Task details
Output the material word for word. Leave each picture out.

Dataset extract

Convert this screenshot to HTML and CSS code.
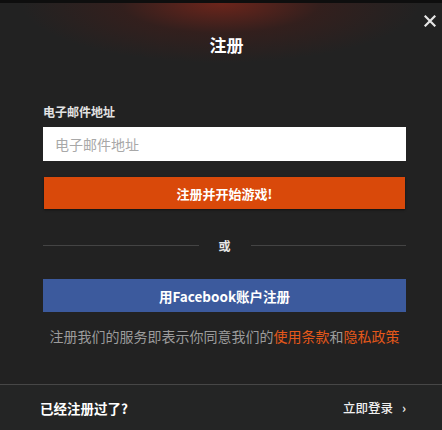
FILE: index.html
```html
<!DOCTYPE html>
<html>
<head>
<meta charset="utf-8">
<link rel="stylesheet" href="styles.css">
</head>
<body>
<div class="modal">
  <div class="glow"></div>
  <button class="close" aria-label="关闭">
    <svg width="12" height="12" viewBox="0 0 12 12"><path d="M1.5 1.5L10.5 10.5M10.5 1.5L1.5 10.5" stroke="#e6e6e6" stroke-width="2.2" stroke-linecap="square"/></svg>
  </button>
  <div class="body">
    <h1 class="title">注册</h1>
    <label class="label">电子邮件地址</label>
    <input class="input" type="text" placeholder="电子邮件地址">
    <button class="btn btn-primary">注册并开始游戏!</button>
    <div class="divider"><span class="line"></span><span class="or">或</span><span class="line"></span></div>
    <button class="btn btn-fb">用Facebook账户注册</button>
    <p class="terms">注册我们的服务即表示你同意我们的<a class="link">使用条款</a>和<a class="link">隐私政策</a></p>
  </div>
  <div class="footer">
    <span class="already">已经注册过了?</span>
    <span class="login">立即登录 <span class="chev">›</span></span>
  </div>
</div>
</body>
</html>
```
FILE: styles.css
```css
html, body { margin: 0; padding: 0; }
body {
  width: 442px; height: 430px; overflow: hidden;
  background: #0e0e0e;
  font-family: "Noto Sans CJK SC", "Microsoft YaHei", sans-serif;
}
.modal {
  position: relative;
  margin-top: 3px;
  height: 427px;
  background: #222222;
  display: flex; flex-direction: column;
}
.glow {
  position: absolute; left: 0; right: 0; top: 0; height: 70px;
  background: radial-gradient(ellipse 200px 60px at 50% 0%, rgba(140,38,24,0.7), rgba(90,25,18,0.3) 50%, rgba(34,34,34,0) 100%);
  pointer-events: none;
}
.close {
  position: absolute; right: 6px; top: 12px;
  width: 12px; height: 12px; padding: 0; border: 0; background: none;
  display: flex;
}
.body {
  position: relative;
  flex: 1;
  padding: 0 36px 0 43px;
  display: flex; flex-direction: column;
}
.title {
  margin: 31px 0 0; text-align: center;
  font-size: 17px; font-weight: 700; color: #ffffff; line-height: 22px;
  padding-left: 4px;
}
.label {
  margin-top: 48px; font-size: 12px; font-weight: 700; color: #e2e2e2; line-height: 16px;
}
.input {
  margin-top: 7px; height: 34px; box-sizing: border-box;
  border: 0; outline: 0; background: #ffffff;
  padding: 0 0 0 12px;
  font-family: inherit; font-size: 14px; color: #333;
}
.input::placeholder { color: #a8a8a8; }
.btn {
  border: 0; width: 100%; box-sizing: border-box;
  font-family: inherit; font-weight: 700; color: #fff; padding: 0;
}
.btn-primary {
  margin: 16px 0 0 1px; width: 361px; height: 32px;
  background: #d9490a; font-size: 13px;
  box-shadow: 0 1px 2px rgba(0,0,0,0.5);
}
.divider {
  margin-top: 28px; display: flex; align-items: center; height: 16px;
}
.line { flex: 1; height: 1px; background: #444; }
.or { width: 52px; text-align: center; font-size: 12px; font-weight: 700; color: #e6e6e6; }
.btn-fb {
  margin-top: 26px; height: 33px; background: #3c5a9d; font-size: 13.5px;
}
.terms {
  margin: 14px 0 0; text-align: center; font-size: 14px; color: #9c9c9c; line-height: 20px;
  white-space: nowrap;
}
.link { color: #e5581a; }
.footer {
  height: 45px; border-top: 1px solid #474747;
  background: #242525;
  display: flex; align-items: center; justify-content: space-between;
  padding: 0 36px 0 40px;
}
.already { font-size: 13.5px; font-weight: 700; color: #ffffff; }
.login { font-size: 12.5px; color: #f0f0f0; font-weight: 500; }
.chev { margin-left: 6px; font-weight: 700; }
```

Correct result
Convert this screenshot to HTML and CSS code.
FILE: index.html
```html
<!DOCTYPE html>
<html>
<head>
<meta charset="utf-8">
<link rel="stylesheet" href="styles.css">
</head>
<body>
<div class="modal">
  <div class="glow"></div>
  <button class="close" aria-label="关闭">
    <svg width="12" height="12" viewBox="0 0 12 12"><path d="M1.5 1.5L10.5 10.5M10.5 1.5L1.5 10.5" stroke="#e6e6e6" stroke-width="2.2" stroke-linecap="square"/></svg>
  </button>
  <div class="body">
    <h1 class="title">注册</h1>
    <label class="label">电子邮件地址</label>
    <input class="input" type="text" placeholder="电子邮件地址">
    <button class="btn btn-primary">注册并开始游戏!</button>
    <div class="divider"><span class="line"></span><span class="or">或</span><span class="line"></span></div>
    <button class="btn btn-fb">用Facebook账户注册</button>
    <p class="terms">注册我们的服务即表示你同意我们的<a class="link">使用条款</a>和<a class="link">隐私政策</a></p>
  </div>
  <div class="footer">
    <span class="already">已经注册过了?</span>
    <span class="login">立即登录 <span class="chev">›</span></span>
  </div>
</div>
</body>
</html>
```
FILE: styles.css
```css
html, body { margin: 0; padding: 0; }
body {
  width: 442px; height: 430px; overflow: hidden;
  background: #0e0e0e;
  font-family: "Noto Sans CJK SC", "Microsoft YaHei", sans-serif;
}
.modal {
  position: relative;
  margin-top: 3px;
  height: 427px;
  background: #222222;
  display: flex; flex-direction: column;
}
.glow {
  position: absolute; left: 0; right: 0; top: 0; height: 70px;
  background: radial-gradient(ellipse 200px 60px at 50% 0%, rgba(140,38,24,0.7), rgba(90,25,18,0.3) 50%, rgba(34,34,34,0) 100%);
  pointer-events: none;
}
.close {
  position: absolute; right: 6px; top: 12px;
  width: 12px; height: 12px; padding: 0; border: 0; background: none;
  display: flex;
}
.body {
  position: relative;
  flex: 1;
  padding: 0 36px 0 43px;
  display: flex; flex-direction: column;
}
.title {
  margin: 31px 0 0; text-align: center;
  font-size: 17px; font-weight: 700; color: #ffffff; line-height: 22px;
  padding-left: 4px;
}
.label {
  margin-top: 48px; font-size: 12px; font-weight: 700; color: #e2e2e2; line-height: 16px;
}
.input {
  margin-top: 7px; height: 34px; box-sizing: border-box;
  border: 0; outline: 0; background: #ffffff;
  padding: 0 0 0 12px;
  font-family: inherit; font-size: 14px; color: #333;
}
.input::placeholder { color: #a8a8a8; }
.btn {
  border: 0; width: 100%; box-sizing: border-box;
  font-family: inherit; font-weight: 700; color: #fff; padding: 0;
}
.btn-primary {
  margin: 16px 0 0 1px; width: 361px; height: 32px;
  background: #d9490a; font-size: 13px;
  box-shadow: 0 1px 2px rgba(0,0,0,0.5);
}
.divider {
  margin-top: 28px; display: flex; align-items: center; height: 16px;
}
.line { flex: 1; height: 1px; background: #444; }
.or { width: 52px; text-align: center; font-size: 12px; font-weight: 700; color: #e6e6e6; }
.btn-fb {
  margin-top: 26px; height: 33px; background: #3c5a9d; font-size: 13.5px;
}
.terms {
  margin: 14px 0 0; text-align: center; font-size: 14px; color: #9c9c9c; line-height: 20px;
  white-space: nowrap;
}
.link { color: #e5581a; }
.footer {
  height: 45px; border-top: 1px solid #474747;
  background: #242525;
  display: flex; align-items: center; justify-content: space-between;
  padding: 0 36px 0 40px;
}
.already { font-size: 13.5px; font-weight: 700; color: #ffffff; }
.login { font-size: 12.5px; color: #f0f0f0; font-weight: 500; }
.chev { margin-left: 6px; font-weight: 700; }
```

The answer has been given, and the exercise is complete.